The dominant purple sulfur bacterium of laminated sediment ecosystems in temperate environments, Thiocapsa roseopersicina, was cultivated in sulfide-limited continuous cultures (D=0.03 h-1) subjected to various combined diel regimen of aeration and illumination in order to simulate environmental conditions in microbial mats. For comparison, cultures were grown under similar illumination regimens but continuously anoxic conditions.
Bacteriochlorophyll a (BChla) and carotenoid synthesis was restricted to anoxic-dark periods and did not occur during oxic-light periods. An increase in the length of the oxic-light periods resulted in decreased pigment contents. However, phototrophic growth remained possible even at 20 h oxic-light/4 h anoxic-dark regimens. When anoxic conditions were maintained throughtout, BChla synthesis occurred both during light and dark periods.

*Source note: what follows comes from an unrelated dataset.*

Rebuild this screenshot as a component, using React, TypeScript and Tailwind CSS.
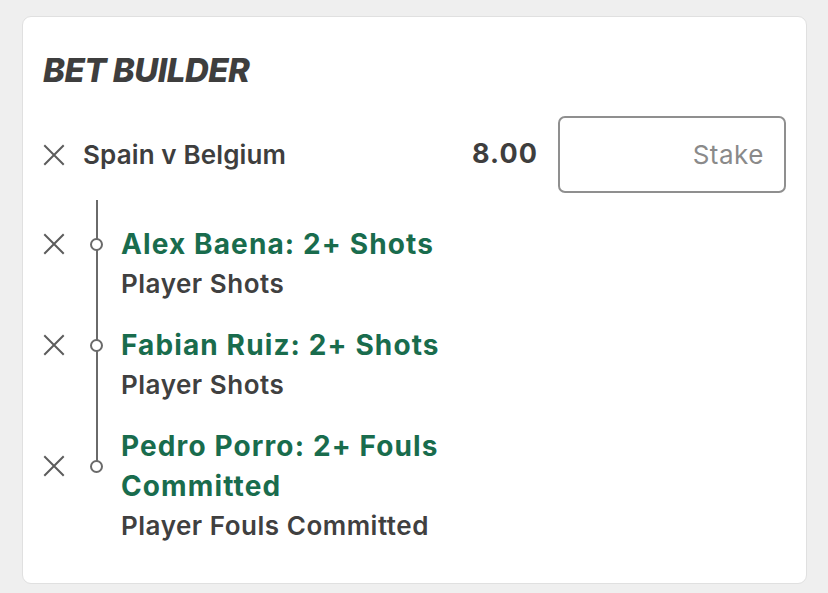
import React from "react";

const XIcon = () => (
  <svg width="22" height="22" viewBox="0 0 22 22" className="shrink-0">
    <path d="M2 2 L20 20 M20 2 L2 20" stroke="#5c5c5c" strokeWidth="2" strokeLinecap="square" />
  </svg>
);

const Dot = () => (
  <span className="relative z-10 block h-[13px] w-[13px] shrink-0 rounded-full border-2 border-[#6a6a6a] bg-white" />
);

type Item = { title: React.ReactNode; sub: string };

const items: Item[] = [
  { title: "Alex Baena: 2+ Shots", sub: "Player Shots" },
  { title: "Fabian Ruiz: 2+ Shots", sub: "Player Shots" },
  { title: "Pedro Porro: 2+ Fouls Committed", sub: "Player Fouls Committed" },
];

export default function App() {
  return (
    <div
      className="h-[593px] w-[828px] overflow-hidden bg-[#efefef] pl-[22px] pt-[16px]"
      style={{ fontFamily: "Inter, 'Liberation Sans', sans-serif" }}
    >
      <div className="h-[568px] w-[785px] rounded-[9px] border border-[#e0e0e0] bg-white px-[20px] pt-[33px]">
        <h1 className="text-[33px] font-extrabold italic leading-[40px] tracking-[-0.015em] text-[#3e3e3e]">
          BET BUILDER
        </h1>

        <div className="mt-[26px] flex h-[77px] items-center">
          <XIcon />
          <span className="ml-[18px] text-[26px] font-semibold tracking-[0.005em] text-[#3e3e3e]">Spain v Belgium</span>
          <span className="ml-auto text-[27px] font-bold tracking-[0.04em] text-[#3e3e3e]">8.00</span>
          <div className="ml-[20px] flex h-[77px] w-[228px] items-center justify-end rounded-[7px] border-2 border-[#8f8f8f] pr-[20px]">
            <span className="text-[26px] tracking-[0.02em] text-[#8a8a8a]">Stake</span>
          </div>
        </div>

        <div className="relative mt-[31px]">
          <div className="absolute left-[53px] top-[-24px] h-[265px] w-[2px] bg-[#6a6a6a]" />
          <div className="flex flex-col gap-[21px]">
            {items.map((it, i) => (
              <div key={i}>
                <div className="flex items-center">
                  <XIcon />
                  <span className="ml-[25px]">
                    <Dot />
                  </span>
                  <div className="ml-[18px] max-w-[380px] text-[28px] font-bold leading-[40px] tracking-[0.04em] text-[#196c4d]">
                    {it.title}
                  </div>
                </div>
                <div className="pl-[78px] text-[26px] font-semibold leading-[40px] tracking-[0.02em] text-[#404040]">
                  {it.sub}
                </div>
              </div>
            ))}
          </div>
        </div>
      </div>
    </div>
  );
}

Glycogen was synthesized in the light and degraded in the dark. Calculations showed that degradation of 1/4–1/5 of the glycogen is sufficient to account for the BChla and carotenoid synthesis in the dark.
The data showed that T. roseopersicina is very well adapted to cope with the combined oxygen and light regimes as they occur in microbial mats, which may explain the dominance of this bacterium in the purple layer of these sediment ecosystems.